約200年前を生きた隠者の正体を探し求め、一つの答えに辿り着きはしたものの、証拠を見つけることができなかったハンナ。
そんな彼女にガスは、トマシナが描いた、セプティマスと亀のスケッチ(隠者についての記述と合致する証拠)を渡す。
まさに"道半ばで死んでしまった者たちが残した物を、後から来た者たちが拾った"のだ。
「死」は「無」に帰すことではない。
時には「死」そのものが、私たちの心に何かを残す。それをはじまりとして、新しいものが生まれる。
その無限の可能性の尊さを、ハンナとガスは示してくれた。
彼らはその後、ぎこちなくダンスを踊る。
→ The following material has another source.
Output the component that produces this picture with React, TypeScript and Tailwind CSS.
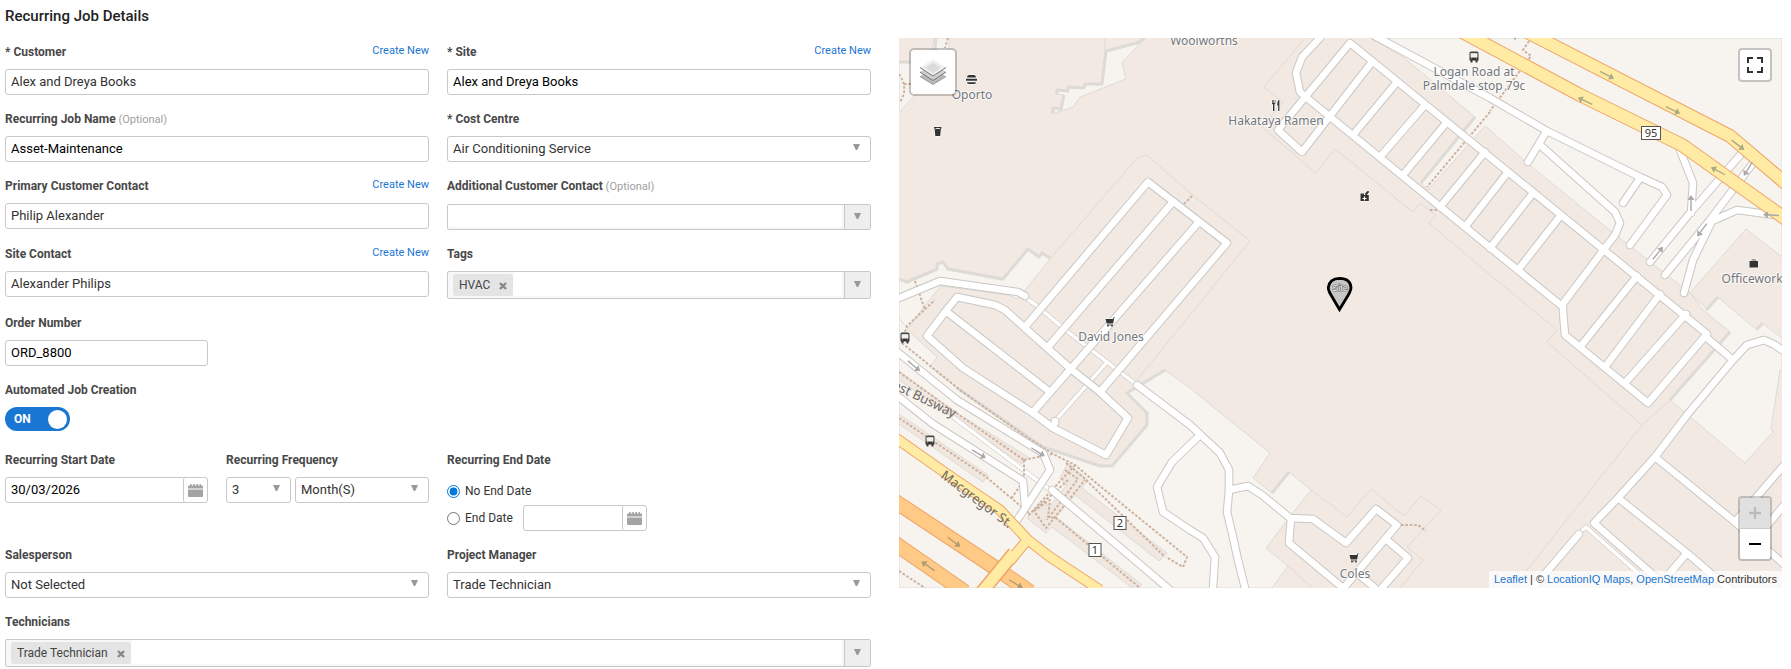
import { useId } from "react";
import type { ReactNode } from "react";

const FIELD =
  "h-[26px] w-full min-w-0 rounded-[3px] border border-[#c8c8c8] bg-white px-[5px] pb-px text-[13px] leading-4 outline-none";

/* ---------- form parts ---------- */

function Label({ htmlFor, optional, children }: { htmlFor?: string; optional?: boolean; children: ReactNode }) {
  return (
    <label htmlFor={htmlFor} className="text-[12px] leading-5 font-bold text-[#484848]">
      {children}
      {optional && <span className="text-[11px] leading-4 font-normal text-[#a0a0a0]"> (Optional)</span>}
    </label>
  );
}

function Row({ id, label, optional, createNew, children }: {
  id: string; label: string; optional?: boolean; createNew?: boolean; children: ReactNode;
}) {
  return (
    <div className="flex min-w-0 flex-col gap-[7px]">
      <div className="flex items-start justify-between">
        <Label htmlFor={id} optional={optional}>{label}</Label>
        {createNew && <a href="#new" className="text-[11px] leading-[18px] text-[#1976d2]">Create New</a>}
      </div>
      {children}
    </div>
  );
}

function TextField({ label, value, optional, createNew, muted }: {
  label: string; value: string; optional?: boolean; createNew?: boolean; muted?: boolean;
}) {
  const id = useId();
  return (
    <Row id={id} label={label} optional={optional} createNew={createNew}>
      <input id={id} type="text" defaultValue={value} className={`${FIELD} ${muted ? "text-[#333]" : "text-black"}`} />
    </Row>
  );
}

function Triangle() {
  return (
    <svg viewBox="0 0 7 6" className="h-[6px] w-[7px] fill-[#999]" aria-hidden="true">
      <path d="M0 0h7L4.2 6H2.8z" />
    </svg>
  );
}

function Select({ id, value, label }: { id?: string; value: string; label?: string }) {
  return (
    <div className="relative">
      <select id={id} aria-label={label} className={`${FIELD} block appearance-none text-[#333]`}>
        <option>{value}</option>
      </select>
      <span className="pointer-events-none absolute top-[8px] right-[11px]"><Triangle /></span>
    </div>
  );
}

function SelectField({ label, value }: { label: string; value: string }) {
  const id = useId();
  return <Row id={id} label={label}><Select id={id} value={value} /></Row>;
}

function MultiField({ label, chip, optional }: { label: string; chip?: string; optional?: boolean }) {
  const id = useId();
  return (
    <Row id={id} label={label} optional={optional}>
      <div className={`flex rounded-[2px] border border-[#c8c8c8] bg-[#f7f7f8] ${chip ? "h-[28px]" : "mt-px h-[26px]"}`}>
        {chip && (
          <span className="my-[2px] ml-[5px] flex items-center gap-[9px] rounded-[3px] bg-[#e4e4e4] px-[6px] text-[12px] leading-4 text-[#444]">
            {chip}
            <button type="button" aria-label={`Remove ${chip}`} className="mt-px">
              <svg viewBox="0 0 8 8" className="size-2 stroke-[#888]" strokeWidth="2.4"><path d="M1 1l6 6M7 1L1 7" /></svg>
            </button>
          </span>
        )}
        <input id={id} type="text" className="mr-[2px] mb-[2px] min-w-0 flex-1 rounded-[3px] bg-white outline-none" />
        <button type="button" aria-label={`Show ${label} options`} className="flex w-[26px] items-center justify-center border-l border-[#c8c8c8] bg-[#eee] pb-[2px]">
          <Triangle />
        </button>
      </div>
    </Row>
  );
}

function DateInput({ id, value, label }: { id?: string; value?: string; label?: string }) {
  return (
    <div className="flex h-[26px] rounded-[3px] border border-[#c8c8c8] bg-white">
      <input id={id} aria-label={label} type="text" defaultValue={value} className="min-w-0 flex-1 px-[5px] pb-px text-[13px] leading-4 text-black outline-none" />
      <button type="button" aria-label="Open calendar" className="flex w-[24px] items-center justify-center rounded-[2px] border-l border-[#c8c8c8]">
        <svg viewBox="0 0 15 13" className="h-[13px] w-[15px] fill-[#a3a3a3]" aria-hidden="true">
          <path d="M0 2.5Q0 1.500 1 1.500h1V0h1.600v1.500h1.600V0h1.600v1.500h1.600V0H10v1.500h1.500V0H13v1.500h1q1 0 1 1V4.500H0zM0 5.500h15v6.500q0 1-1 1H1q-1 0-1-1z" />
        </svg>
      </button>
    </div>
  );
}

/* ---------- map data ---------- */

const OPEN_LAND = [
  "899,62 930,62 934,38 950,38 947,62 915,95 899,113",
  "1105,51 1137,43 1145,38 1122,63 1126,79 1080,97 1073,107 1052,114 1052,108 1062,110 1064,95 1056,94 1056,89 1067,91 1068,87 1084,88 1085,84 1102,85",
  "899,280 907,283 937,270 937,265 943,262 948,270 1003,280 1028,249 1039,257 1042,253 1050,259 1018,299 1008,295 941,286 925,305 899,340",
  "899,318 912,334 937,357 930,367 957,388 1043,447 1100,466 1112,466 1147,425 1147,413 1127,393 1165,370 1190,388 1270,453 1253,478 1272,493 1289,472 1311,490 1291,515 1266,548 1288,566 1272,588 899,588",
  "1370,38 1403,57 1475,117 1421,183 1428,190 1485,126 1490,130 1527,163 1612,232 1690,293 1746,229 1782,257 1782,38",
  "1690,293 1703,310 1730,332 1670,400 1745,463 1773,432 1771,428 1780,370 1782,370 1782,338 1762,323 1757,330 1733,310 1718,297 1708,310",
];

const SHADOWS = [
  "M1145 38L1137 43L1106 51L1102 84H1085L1084 88L1068 87V91L1057 90V94M1064 95L1061 109L1053 108V114",
  "M899 279L907 282L937 269V264L943 262L948 269L1003 279L1028 249L1039 257L1042 253L1050 258",
  "M957 388L1043 447L1100 466H1112L1147 425V413L1127 393L1165 370",
  "M1475 117L1421 183", "M1730 332L1670 400", "M1272 493L1289 472", "M1706 310L1718 297M1757 329L1762 324",
  "M936 38L934 62M899 62H912",
];

const OUTLINES = [
  "M1050 259L1137 158L1147 155L1190 193L1250 241L1190 315L1137 380M1105 38V51",
  "M1305 38L1264 87L1283 102L1262 127L1316 173L1335 149L1413 212L1420 203L1436 215L1429 223L1490 275L1533 310L1557 330L1547 342L1642 425L1670 400M1642 425L1527 570L1513 588",
  "M1311 490L1347 517L1371 489L1404 516L1421 496L1441 510L1407 547L1423 560L1400 588M1288 566L1313 588",
];

const ROADS = [
  "M899 298L940 281L1018 292L1025 296",
  "M957 297L995 305L1005 310L1025 328L1072 370L1100 392L1128 418L1106 455L1053 428L1033 413L963 368L927 336L945 312Z",
  "M947 312L1050 392",
  "M1148 182L1025 327M1148 182L1227 243L1100 392M1172 203L1048 347M1198 223L1033 412",
  "M1137 385L1190 425L1220 453L1229 470V491L1227 512L1232 533L1238 560L1245 588",
  "M1198 437L1172 462L1157 487L1163 512L1190 530L1203 538L1215 557L1213 588",
  "M1229 490L1248 486L1262 495L1290 518L1313 519L1346 543L1376 509L1397 525L1342 590M1291 518L1289 543L1343 588M1387 540L1408 558L1382 588M1357 573L1375 588",
  "M1320 38L1302 57L1296 73L1300 92L1307 98L1563 307V312L1565 335L1648 403L1707 334L1350 43L1278 130L1302 152L1372 62",
  "M1397 82L1353 135M1425 105L1380 157M1447 122L1403 175M1485 152L1440 207M1508 172L1465 227M1533 193L1490 248M1561 215L1518 270M1605 248L1562 305M1637 276L1580 347M1660 294L1605 367M1686 314L1625 383",
  "M1375 36L1490 98L1547 131L1640 177L1662 187L1667 195L1630 245M1640 178L1623 203M1546 132L1528 162M1540 145L1615 212L1620 223L1615 235L1605 248",
  "M1680 150L1693 183L1691 213M1742 153L1690 213L1650 262M1753 163L1710 220L1665 275M1782 216L1737 210L1712 221L1693 260L1684 293",
  "M1782 350L1775 345L1764 340L1747 345L1733 360L1687 415L1655 457L1618 498L1594 523L1668 588M1707 338L1733 360M1655 457L1735 522L1785 565M1735 522L1785 464M1618 498L1687 553L1730 590M1687 553L1657 588M1755 540L1785 504M1579 534L1533 588",
  "M895 350L957 400L1043 453L1050 470L1014 525M895 394L933 424L1023 481L1025 506M1052 490L1123 550L1170 590",
  "M1055 423V421",
];

const FOOTWAYS = [
  "M1025 297L1037 306L1068 332L1107 362L1137 385M1107 362L1056 420",
  "M953 417L1050 490M1579 533L1586 527L1655 588",
];

const PATHS = [
  "M902 343L960 390L1025 436L1053 454L1075 465L1095 482L1187 557L1183 567L1166 557",
  "M899 372L952 410L1024 460M1024 460L1052 454M1024 460V480L1011 499M899 418L985 476L1030 514",
  "M1068 480L1034 511L1046 528L1085 480M1066 463L1084 478L1165 557M1034 511L1050 500L1048 517L1056 518L1140 588",
  "M1075 465L1052 490L1028 516M1065 470L1078 479L1047 520",
  "M905 332L907 326L935 300M915 281L925 310M899 571L925 588",
  "M948 38L945 48M899 74Q909 88 900 102M904 84H912",
  "M1490 112L1427 187M1529 41L1523 50L1531 56L1490 111M1184 204L1192 196M1430 210H1436L1442 205",
  "M1401 525H1418L1426 531",
];

const PLATFORMS = [
  "899,414 988,475 983,482 899,424",
  "899,371 952,410 1028,457 1022,464 952,417 899,380",
  "1068,463 1088,480 1082,488 1167,553 1159,561 1075,495 1056,517 1142,585 1135,590 1052,527 1046,533 1027,518 1040,502 1050,506 1066,486 1060,478",
];

type Poi = { x: number; y: number; text: string };
const LABELS: Poi[] = [
  { x: 1204, y: 45, text: "Woolworths" }, { x: 972, y: 99, text: "Oporto" }, { x: 1276, y: 125, text: "Hakataya Ramen" },
  { x: 1474, y: 76, text: "Logan Road at" }, { x: 1474, y: 90, text: "Palmdale stop 79c" }, { x: 1111, y: 341, text: "David Jones" },
  { x: 1355, y: 578, text: "Coles" }, { x: 1755, y: 283, text: "Officeworks" },
];

const ARROWS: [number, number, number, boolean?][] = [
  [1607, 75, 27], [1673, 110, 25], [1738, 145, 38], [1585, 101, 205], [1718, 171, 208], [1771, 215, 184, true],
  [1691, 203, 270, true], [1748, 169, 122, true], [1702, 230, 127, true], [1658, 253, 309, true],
  [914, 366, 40, true], [979, 454, 31, true], [1038, 452, 32, true], [954, 542, 37], [1016, 584, 32], [928, 566, 215],
];

function Arrow({ x, y, angle, gray }: { x: number; y: number; angle: number; gray?: boolean }) {
  return (
    <g transform={`translate(${x} ${y}) rotate(${angle})`} fill={gray ? "#a9a9a9" : "#6e7468"} opacity={gray ? 1 : 0.55}>
      <path d="M-8-.7H3V-3.6L8 0L3 3.6V.7H-8z" />
    </g>
  );
}

function Bus({ x, y }: { x: number; y: number }) {
  return (
    <g transform={`translate(${x} ${y})`}>
      <path d="M-4.500-4q0-1.500 1.500-1.500h6q1.500 0 1.500 1.500v7.500h-1v2h-2v-2h-3v2h-2v-2h-1z" fill="#333" stroke="#fff" strokeWidth="1" paintOrder="stroke" />
      <path d="M-3.200-3.700h6.400V.3h-6.400zM-3 1.600h1M2 1.600H3" fill="#f5f1ec" stroke="#f5f1ec" strokeWidth=".5" />
    </g>
  );
}

function Cart({ x, y }: { x: number; y: number }) {
  return (
    <path transform={`translate(${x} ${y})`} d="M-4.500-3H2.800L3.600-4.500H5V-4H4.100L3.200 1.600H-3.400zM-3 2.600H3V3.200H-3zM-2.800 3.200h1.600v1.300h-1.600zM1.200 3.200h1.600v1.300H1.200z" fill="#333" stroke="#fff" strokeWidth="1" paintOrder="stroke" />
  );
}

function Shield({ x, y, w, text }: { x: number; y: number; w: number; text: string }) {
  return (
    <g>
      <rect x={x - w / 2} y={y - 6.5} width={w} height="13" fill="#fff" stroke="#555" strokeWidth="1" />
      <text x={x} y={y + 4} textAnchor="middle" fontSize="11" fill="#333">{text}</text>
    </g>
  );
}

function MapDrawing() {
  return (
    <svg viewBox="899 38 883 550" className="block h-full w-full font-['Noto_Sans',sans-serif]" preserveAspectRatio="xMidYMid slice" role="img" aria-label="Map of the site">
      <rect x="899" y="38" width="883" height="550" fill="#f2e9e3" />
      {OPEN_LAND.map((p) => <polygon key={p} points={p} fill="#f7f4ef" stroke="#dedad5" strokeWidth="1" />)}
      {PLATFORMS.map((p) => <polygon key={p} points={p} fill="#f0e7e0" stroke="#dfdad5" strokeWidth="1" />)}
      <g fill="none" strokeLinejoin="round">
        {SHADOWS.map((d) => <path key={d} d={d} stroke="#dedad6" strokeWidth="3" />)}
        {OUTLINES.map((d) => <path key={d} d={d} stroke="#e0d9d4" strokeWidth="1" />)}
        {FOOTWAYS.map((d) => <path key={d} d={d} stroke="#cdc9c5" strokeWidth="5" strokeDasharray="2 1" />)}
        {FOOTWAYS.map((d) => <path key={d} d={d} stroke="#fff" strokeWidth="3.400" />)}
        {PATHS.map((d) => <path key={d} d={d} stroke="#ccb29e" strokeWidth="2" strokeDasharray="2.600 1.800" />)}
        <g strokeLinecap="round">
          {ROADS.map((d) => <path key={d} d={d} stroke="#cac7c4" strokeWidth="8.600" />)}
          {ROADS.map((d) => <path key={d} d={d} stroke="#fff" strokeWidth="6.600" />)}
        </g>
        <g stroke="#eda56b">
          <path d="M890 498L1000 571L1030 592M890 540L965 592" strokeWidth="15.500" />
          <path d="M890 498L1000 571L1030 592M890 540L965 592" stroke="#ffca85" strokeWidth="13.500" />
          <path d="M1527 32L1730 136L1790 187M1453 27L1580 95L1682 145L1790 222" strokeWidth="14" />
          <path d="M1028 539L1010 561M890 434L947 474L1000 510L1028 540L1050 557L1100 590" strokeWidth="11" />
          <path d="M1014 553L982 592" strokeWidth="14" />
        </g>
        <g stroke="#ffeba4">
          <path d="M1527 32L1730 136L1790 187M1453 27L1580 95L1682 145L1790 222" strokeWidth="12" />
          <path d="M1028 539L1010 561M890 434L947 474L1000 510L1028 540L1050 557L1100 590" strokeWidth="9" />
          <path d="M1014 553L982 592" strokeWidth="11" />
        </g>
      </g>
      {ARROWS.map(([x, y, angle, gray]) => <Arrow key={`${x}-${y}`} x={x} y={y} angle={angle} gray={gray} />)}

      <g fontSize="12" fill="#74777b" stroke="#fff" strokeOpacity=".7" strokeWidth="2" strokeLinejoin="round" paintOrder="stroke" textAnchor="middle">
        {LABELS.map((l) => <text key={l.text} x={l.x} y={l.y}>{l.text}</text>)}
      </g>
      <path d="M1515 38v1.500" stroke="#74777b" strokeWidth="1.200" />
      <g fontSize="13" fill="#6f675f">
        <text transform="translate(940 477) rotate(37)">Macgregor St.</text>
        <text transform="translate(892 388) rotate(26)">est Busway</text>
      </g>

      <Shield x={1651} y={133} w={19} text="95" />
      <Shield x={1120} y={523} w={12} text="2" />
      <Shield x={1095} y={550} w={12} text="1" />

      <Bus x={905} y={338} />
      <Bus x={930} y={441} />
      <Bus x={1474} y={57} />
      <Cart x={1110} y={322} />
      <Cart x={1354} y={558} />
      <g fill="#333" stroke="#fff" strokeWidth="1" paintOrder="stroke">
        <path d="M967 77.500q0-2.500 2-2.500h5q2 0 2 2.500zM966 78.800h11v2h-11zM967 82.200h9q0 1.800-1.800 1.800h-5.400q-1.800 0-1.800-1.800z" />
        <path d="M934.500 127.500h6.500l-.8 8.500h-4.900zM934 127h7.500v1.500H934z" />
        <path d="M1272 100v3q0 1.300 1 1.300V111h1.400v-6.700q1-.2 1-1.300v-3h-.7v3h-.7v-3h-.6v3h-.7v-3zM1278.800 100q-1.600 1-1.600 5.500h1V111h1.200V100z" />
        <path d="M1360.500 193.500h3.500v1.500h1.500l-.5-1.500 2.500-2.500h1.300v1.500l-1.500 1.500v1h1.500v6h-8.300z" />
        <path d="M1749.500 261h2.200v-1.500h4V261h2.300v6.500h-8.500z" />
      </g>
      <path d="M935.500 128.500h4.500" stroke="#e8e0da" strokeWidth="1" />
      <path d="M1362.500 198.500h4M1364.500 196.500v4" stroke="#fff" strokeWidth="1.200" />
      <path d="M1752.500 261v-.7h2.400v.7" stroke="#fff" strokeWidth=".7" fill="none" />

      <path d="M1339.500 309.500L1331.300 295.500Q1328.200 290.500 1328.300 287.500Q1329.500 278.500 1339.500 278.300Q1350.500 278.500 1351 287.500Q1351 290.500 1348 295.500Z" fill="#c6c6c6" stroke="#000" strokeWidth="2.800" />
      <g fontSize="9" fontFamily="Liberation Sans, sans-serif" textAnchor="middle">
        <text x="1340" y="291" fill="#fff" stroke="#555" strokeWidth="1" strokeLinejoin="round" paintOrder="stroke">Site</text>
      </g>
    </svg>
  );
}

function SiteMap() {
  return (
    <div className="relative aspect-[883/550] w-full overflow-hidden">
      <MapDrawing />
      <button type="button" aria-label="Layers" className="absolute top-[10px] left-[10px] flex size-12 items-center justify-center rounded-[5px] border-2 border-black/20 bg-white bg-clip-padding">
        <svg viewBox="0 0 26 26" className="size-[26px]" aria-hidden="true">
          <path d="M0 17.500L13 9l13 8.500L13 25.500z" fill="#b9b9b9" /><path d="M0 17.500L13 25.500l13-8" fill="none" stroke="#8a8a8a" strokeWidth=".8" />
          <path d="M0 13L13 5l13 8-13 8.500z" fill="#cfcfcf" /><path d="M0 13l13 8.500L26 13" fill="none" stroke="#777" strokeWidth="1" />
          <path d="M0 8.500L13 .5l13 8L13 17z" fill="#efefef" /><path d="M5 8.500L13 3.500l8 5-8 6z" fill="#dcdcdc" /><path d="M0 8.500L13 17l13-8.500" fill="none" stroke="#777" strokeWidth="1" />
        </svg>
      </button>
      <button type="button" aria-label="Full screen" className="absolute top-[10px] right-[10px] flex size-[34px] items-center justify-center rounded-[4px] border-2 border-black/20 bg-white bg-clip-padding">
        <svg viewBox="0 0 16 16" className="size-4 fill-none stroke-[#333]" strokeWidth="2" aria-hidden="true">
          <path d="M1 6V1h5M10 1h5v5M15 10v5h-5M6 15H1v-5" />
        </svg>
      </button>
      <div className="absolute right-[10px] bottom-[27px] flex w-[34px] flex-col overflow-hidden rounded-[4px] border-2 border-black/20 bg-clip-padding">
        <button type="button" disabled aria-label="Zoom in" className="flex h-[31px] items-center justify-center border-b border-[#ccc] bg-[#e0e0e0]">
          <svg viewBox="0 0 12 12" className="size-3 stroke-[#bbb]" strokeWidth="2.400"><path d="M0 6h12M6 0v12" /></svg>
        </button>
        <button type="button" aria-label="Zoom out" className="flex h-[30px] items-center justify-center bg-white">
          <svg viewBox="0 0 12 12" className="size-3 stroke-black" strokeWidth="2"><path d="M0 6h12" /></svg>
        </button>
      </div>
      <div className="absolute right-0 bottom-0 bg-white/70 px-[5px] font-['Liberation_Sans',sans-serif] text-[11px] leading-[17px] text-[#333]">
        <a href="#leaflet" className="text-[#1976d2]">Leaflet</a> | © <a href="#locationiq" className="text-[#1976d2]">LocationIQ Maps</a>, <a href="#osm" className="text-[#1976d2]">OpenStreetMap</a> Contributors
      </div>
    </div>
  );
}

/* ---------- page ---------- */

export default function App() {
  const start = useId();
  const count = useId();
  return (
    <main className="grid grid-cols-[866fr_883fr] gap-7 bg-white pr-[9px] pl-[5px] font-[Roboto,sans-serif] text-[#333]">
      <form>
        <h1 className="pt-[6px] pb-4 text-[15px] leading-5 font-medium text-[#222]">Recurring Job Details</h1>
        <div className="grid grid-cols-2 gap-x-[18px] gap-y-[14px]">
          <TextField label="* Customer" value="Alex and Dreya Books" createNew muted />
          <TextField label="* Site" value="Alex and Dreya Books" createNew />
          <TextField label="Recurring Job Name" value="Asset-Maintenance" optional />
          <SelectField label="* Cost Centre" value="Air Conditioning Service" />
          <TextField label="Primary Customer Contact" value="Philip Alexander" createNew muted />
          <MultiField label="Additional Customer Contact" optional />
          <TextField label="Site Contact" value="Alexander Philips" createNew muted />
          <MultiField label="Tags" chip="HVAC" />

          <div className="col-span-2 grid grid-cols-2 gap-x-[18px]">
            <div className="grid grid-cols-2 gap-x-[18px]">
              <TextField label="Order Number" value="ORD_8800" />
            </div>
          </div>

          <div className="col-span-2 mb-[5px] flex flex-col items-start gap-[7px]">
            <Label htmlFor="auto-jobs">Automated Job Creation</Label>
            <label className="flex h-6 w-[65px] cursor-pointer items-center justify-between rounded-full bg-[#1976d2] pr-[3px] pl-[9px] text-[12px] leading-4 font-bold text-white">
              <input id="auto-jobs" type="checkbox" defaultChecked className="sr-only" />
              ON
              <span className="size-[19px] rounded-full bg-white" />
            </label>
          </div>

          <div className="grid grid-cols-2 gap-x-[18px]">
            <Row id={start} label="Recurring Start Date"><DateInput id={start} value="30/03/2026" /></Row>
            <Row id={count} label="Recurring Frequency">
              <div className="grid grid-cols-[65fr_134fr] gap-1">
                <Select id={count} value="3" />
                <Select label="Frequency unit" value="Month(S)" />
              </div>
            </Row>
          </div>
          <fieldset>
            <legend className="text-[12px] leading-5 font-bold text-[#484848]">Recurring End Date</legend>
            <label className="mt-[7px] flex h-7 items-center gap-[5px] text-[12px] leading-4">
              <input type="radio" name="end" defaultChecked className="size-[13px] accent-[#0078d7]" />
              No End Date
            </label>
            <div className="flex items-center">
              <label className="flex items-center gap-[5px] text-[12px] leading-4">
                <input type="radio" name="end" className="size-[13px]" />
                End Date
              </label>
              <div className="ml-[10px] w-[124px]"><DateInput label="End date" /></div>
            </div>
          </fieldset>

          <SelectField label="Salesperson" value="Not Selected" />
          <SelectField label="Project Manager" value="Trade Technician" />
          <div className="col-span-2"><MultiField label="Technicians" chip="Trade Technician" /></div>
        </div>
      </form>
      <section className="pt-[38px]"><SiteMap /></section>
    </main>
  );
}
それによって2人の関係がどうなるかは描かれずに終わる。
やがては失われる"熱"かもしれない。
でも、その不確定な現在を生きている2人もまた「美しい」。
トマシナとセプティマスの"熱"が終わり、ハンナとガスという"熱"が始まった。
時代を超えて、エネルギーは受け継がれたのだ。

「ゼロになること」は、終わりではない。
私たちはもともとゼロから始まった存在なのだから。
ゼロになった時は、また新たな何かが始まる時。
それがこの世界の尊さであり、私自身の尊さでもある。
素粒子から宇宙まで、この世界のあらゆるものが、いくつもの終わりとはじまりを経験しながら、互いに影響し合って、生きている。
その「美しさ」を『アルカディア』は教えてくれた。

この戯曲に出会えて、とても幸運だった。
生きる上で何にフォーカスすべきか、シンプルな物の見方を示してくれたから。
人生が不確かだということは、自由意志によって選択することができるということ。
そうして私が選択したことが、他の誰かの"はじまり"にほんの少しでも寄与できるものになればいいな、と思う。

取り戻せないこの一瞬一瞬を、希望を持って生きていきたい。
軽やかに、ワルツを踊るように。